Company and Consumer Impact
Major Beneficiaries
Analysts from Citi provided estimates for potential refunds to specific companies:
- Walmart: ~$10 billion
- Target: ~$2 billion
- Nike: ~$1 billion
- Apple: $2.5–$3.3 billion
- Ford: $1.3 billion
- General Motors: $500 million
- Home Depot: >$500 million
Company Responses
- FedEx, UPS, and DHL have announced they will file for refunds on behalf of their customers and pass refunds to those who paid tariff fees directly.
- Costco stated it would turn refunds into "lower prices and better values" for consumers.
- Some companies, such as Fabletics, explicitly listed tariff surcharges on customer receipts.
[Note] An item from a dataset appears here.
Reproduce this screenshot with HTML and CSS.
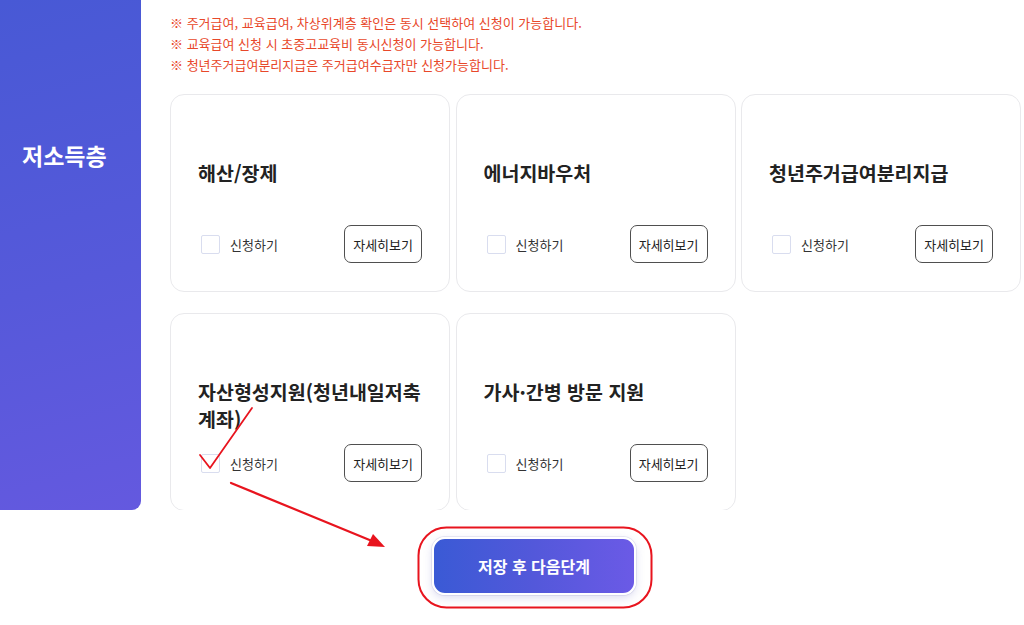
FILE: index.html
```html
<!DOCTYPE html>
<html lang="ko">
<head>
<meta charset="utf-8">
<title>저소득층</title>
<link rel="stylesheet" href="styles.css">
</head>
<body>
<div class="page">
  <div class="section">
    <aside class="side">
      <h2 class="side-title">저소득층</h2>
    </aside>
    <main class="content">
      <ul class="notes">
        <li>※ 주거급여, 교육급여, 차상위계층 확인은 동시 선택하여 신청이 가능합니다.</li>
        <li>※ 교육급여 신청 시 초중고교육비 동시신청이 가능합니다.</li>
        <li>※ 청년주거급여분리지급은 주거급여수급자만 신청가능합니다.</li>
      </ul>
      <div class="grid">
        <div class="card">
          <h3 class="card-title">해산/장제</h3>
          <div class="card-row">
            <label class="check"><span class="box"></span><span class="check-label">신청하기</span></label>
            <button class="detail">자세히보기</button>
          </div>
        </div>
        <div class="card">
          <h3 class="card-title">에너지바우처</h3>
          <div class="card-row">
            <label class="check"><span class="box"></span><span class="check-label">신청하기</span></label>
            <button class="detail">자세히보기</button>
          </div>
        </div>
        <div class="card">
          <h3 class="card-title">청년주거급여분리지급</h3>
          <div class="card-row">
            <label class="check"><span class="box"></span><span class="check-label">신청하기</span></label>
            <button class="detail">자세히보기</button>
          </div>
        </div>
        <div class="card">
          <h3 class="card-title">자산형성지원(청년내일저축계좌)</h3>
          <div class="card-row">
            <label class="check"><span class="box"></span><span class="check-label">신청하기</span></label>
            <button class="detail">자세히보기</button>
          </div>
        </div>
        <div class="card">
          <h3 class="card-title">가사·간병 방문 지원</h3>
          <div class="card-row">
            <label class="check"><span class="box"></span><span class="check-label">신청하기</span></label>
            <button class="detail">자세히보기</button>
          </div>
        </div>
      </div>
    </main>
  </div>
  <div class="footer">
    <button class="next">저장 후 다음단계</button>
  </div>
  <svg class="annot" width="1024" height="625" viewBox="0 0 1024 625" xmlns="http://www.w3.org/2000/svg">
    <polyline points="200,455 210,468 252,408" fill="none" stroke="#e8141e" stroke-width="1.8" stroke-linecap="round" stroke-linejoin="round"/>
    <line x1="231" y1="483" x2="372" y2="541" stroke="#e8141e" stroke-width="2.2" stroke-linecap="round"/>
    <polygon points="385,547 367,546 373,534" fill="#e8141e"/>
    <rect x="418.5" y="527.5" width="233" height="80" rx="28" ry="28" fill="none" stroke="#e8141e" stroke-width="2"/>
  </svg>
</div>
</body>
</html>
```

FILE: styles.css
```css
* { box-sizing: border-box; }
html, body {
  margin: 0;
  padding: 0;
  background: #fff;
  font-family: "Noto Sans CJK KR", "Noto Sans", sans-serif;
  color: #222;
}
.page {
  position: relative;
  width: 1024px;
  height: 625px;
  overflow: hidden;
}
.section {
  display: flex;
  height: 510px;
}
.side {
  flex: 0 0 141px;
  height: 510px;
  background: linear-gradient(165deg, #4859d5 0%, #5659da 55%, #6459df 100%);
  border-bottom-right-radius: 9px;
  padding: 139px 0 0 22px;
}
.side-title {
  margin: 0;
  color: #fff;
  font-size: 23px;
  font-weight: 700;
  line-height: 32px;
  letter-spacing: 0;
}
.content {
  margin-left: 29px;
  width: 852px;
  height: 510px;
  overflow: hidden;
}
.notes {
  list-style: none;
  margin: 0;
  padding: 12px 0 0 0;
}
.notes li {
  font-size: 13px;
  line-height: 21px;
  color: #e8482a;
  height: 21px;
}
.grid {
  margin-top: 19px;
  display: grid;
  grid-template-columns: repeat(3, 280px);
  column-gap: 5.5px;
  row-gap: 21px;
}
.card {
  border: 1.5px solid #e9e9ec;
  border-radius: 14px;
  padding: 64px 27px 28px 27px;
  background: #fff;
}
.card-title {
  margin: 0;
  height: 66px;
  font-size: 19.5px;
  line-height: 27px;
  font-weight: 700;
  color: #222;
  word-break: break-all;
}
.card-row {
  display: flex;
  align-items: center;
  justify-content: space-between;
  height: 38px;
}
.check {
  display: flex;
  align-items: center;
  gap: 10px;
  padding-left: 3px;
}
.box {
  width: 19px;
  height: 19px;
  border: 1.5px solid #d9ddef;
  border-radius: 2px;
  background: #fff;
}
.check-label {
  font-size: 13px;
  color: #333;
}
.detail {
  height: 38px;
  padding: 0 8px;
  border: 1.5px solid #4f4f4f;
  border-radius: 7px;
  background: #fff;
  font-family: "Noto Sans CJK KR", "Noto Sans", sans-serif;
  font-size: 13px;
  color: #222;
}
.footer {
  padding: 27px 0 0 432px;
}
.next {
  width: 204px;
  height: 58px;
  border: 2.5px solid #fff;
  border-radius: 13px;
  background: linear-gradient(90deg, #3a5ad5 0%, #5358da 50%, #6b5ae6 100%);
  box-shadow: 0 3px 8px rgba(120, 120, 200, 0.25), 0 0 0 1px #ececf5;
  color: #fff;
  font-family: "Noto Sans CJK KR", "Noto Sans", sans-serif;
  font-size: 16px;
  font-weight: 700;
}
.annot {
  position: absolute;
  left: 0;
  top: 0;
  pointer-events: none;
}
```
- Class-action lawsuits have been filed against companies like Costco, Nintendo, FedEx, UPS, and DHL seeking consumer refunds for tariff-related price increases.
Consumer Refund Prospects
Analysts at Goldman Sachs stated that consumer prices are unlikely to decline soon due to the refunds and that the odds of consumer savings are "likely to be negligible."
- The Tax Foundation estimates the tariffs increased the average American household's tax payments by $1,000 last year.
- Determining individual consumer tariff costs is described as "literally impossible" by some experts due to complex supply chains and cost absorption by multiple parties.